Gideon Rose is the editor of Foreign Affairs and author of “How Wars End: Why We Always Fight the Last Battle.”

What [Obama] needs is a strategy for getting out without turning a retreat into a rout — and he would be wise to borrow one from the last American administration to extricate itself from a thankless, seemingly endless counterinsurgency in a remote and strategically marginal region. Mr. Obama should ask himself, in short: What would Nixon do?

Richard M. Nixon and his national security adviser, Henry A. Kissinger, tried to manage the risks of exiting the Vietnam War by masking their withdrawal with deliberate deception and aggressive covering fire. They almost succeeded — and if tried again in today’s more favorable environment, their strategy would most likely work.

The Nixonian approach has its costs: it would generate charges of lying, escalation and betrayal. And embracing it would require the president to display a deftness and a tough-mindedness he has rarely shown. But it could also provide the ticket home. Indeed, Mr. Obama’s best option is to repeat Mr. Nixon’s Vietnam endgame and hope for a different outcome — to get 1973, one might say, without having it followed by 1975.

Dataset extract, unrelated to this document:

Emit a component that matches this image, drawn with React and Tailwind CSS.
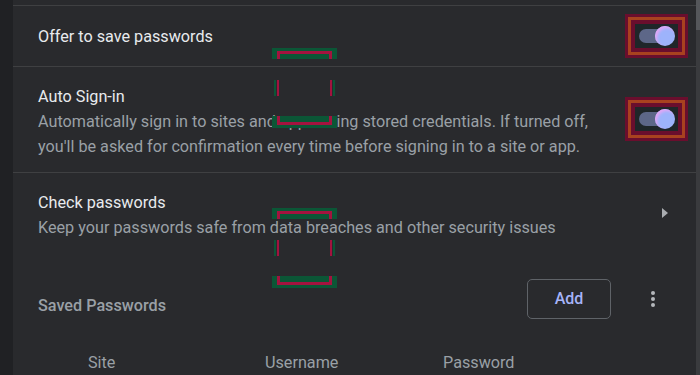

It may seem crazy to regard the American withdrawal from Vietnam as anything but disastrous. Our local ally collapsed two years after signing a peace deal, our enemies triumphantly conquered the country we had fought for more than a decade to defend, and the image of panicked friends reaching in vain for the last helicopter out of Saigon remains seared into our national consciousness. But Mr. Nixon actually did a lot right in Vietnam, and his approach there was not the primary cause of the war’s ignominious end.